The main README of the CNI GitHub repository has more information.

Pod-to-Pod Communication

While a CNI plugin can be used to configure the network of a pod and provide a single IP per pod, CNI does not help you with pod-to-pod communication across nodes.

The requirement from Kubernetes is the following:

All pods can communicate with each other across nodes.
All nodes can communicate with all pods.
No Network Address Translation (NAT).

Basically, all IPs involved (nodes and pods) are routable without NAT. This can be achieved at the physical network infrastructure if you have access to it (e.g. GKE).
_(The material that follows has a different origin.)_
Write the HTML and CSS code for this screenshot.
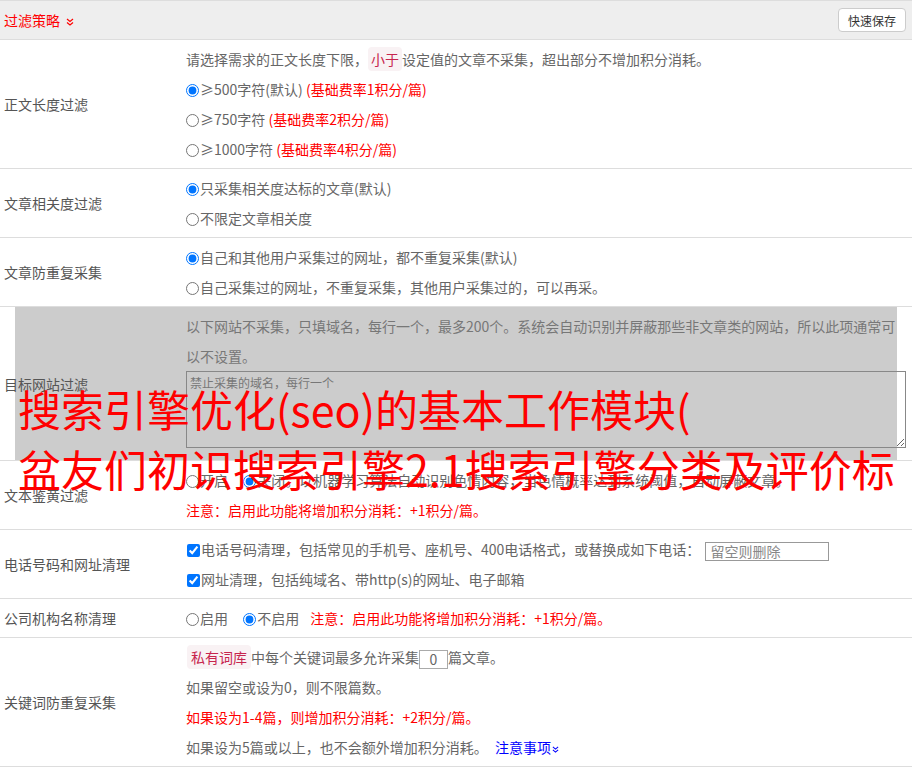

Or, this can be achieved with a software defined overlay with solutions like:

Weave
Flannel
Calico
Romana.

See this documentation page or the list of networking add-ons for a more complete list.

Mesos

At a high level, there is nothing different between Kubernetes and other clustering systems.

A central manager exposes an API, a scheduler places the workloads on a set of nodes, and the state of the cluster is stored in a persistent layer.

For example, you could compare Kubernetes with Mesos, and you would see the similarities. In Kubernetes, however, the persistence layer is implemented with etcd, instead of Zookeeper for Mesos.

Mesos Architecture

The Apache Software Foundation Retrieved from the Mesos website

You should also consider systems like OpenStack and CloudStack. Think about what runs on their head node, and what runs on their worker nodes. How do they keep state? How do they handle networking? If you are familiar with those systems, Kubernetes will not seem that different.

What really sets Kubernetes apart is its features oriented towards fault-tolerance, self-discovery, and scaling, coupled with a mindset that is purely API-driven.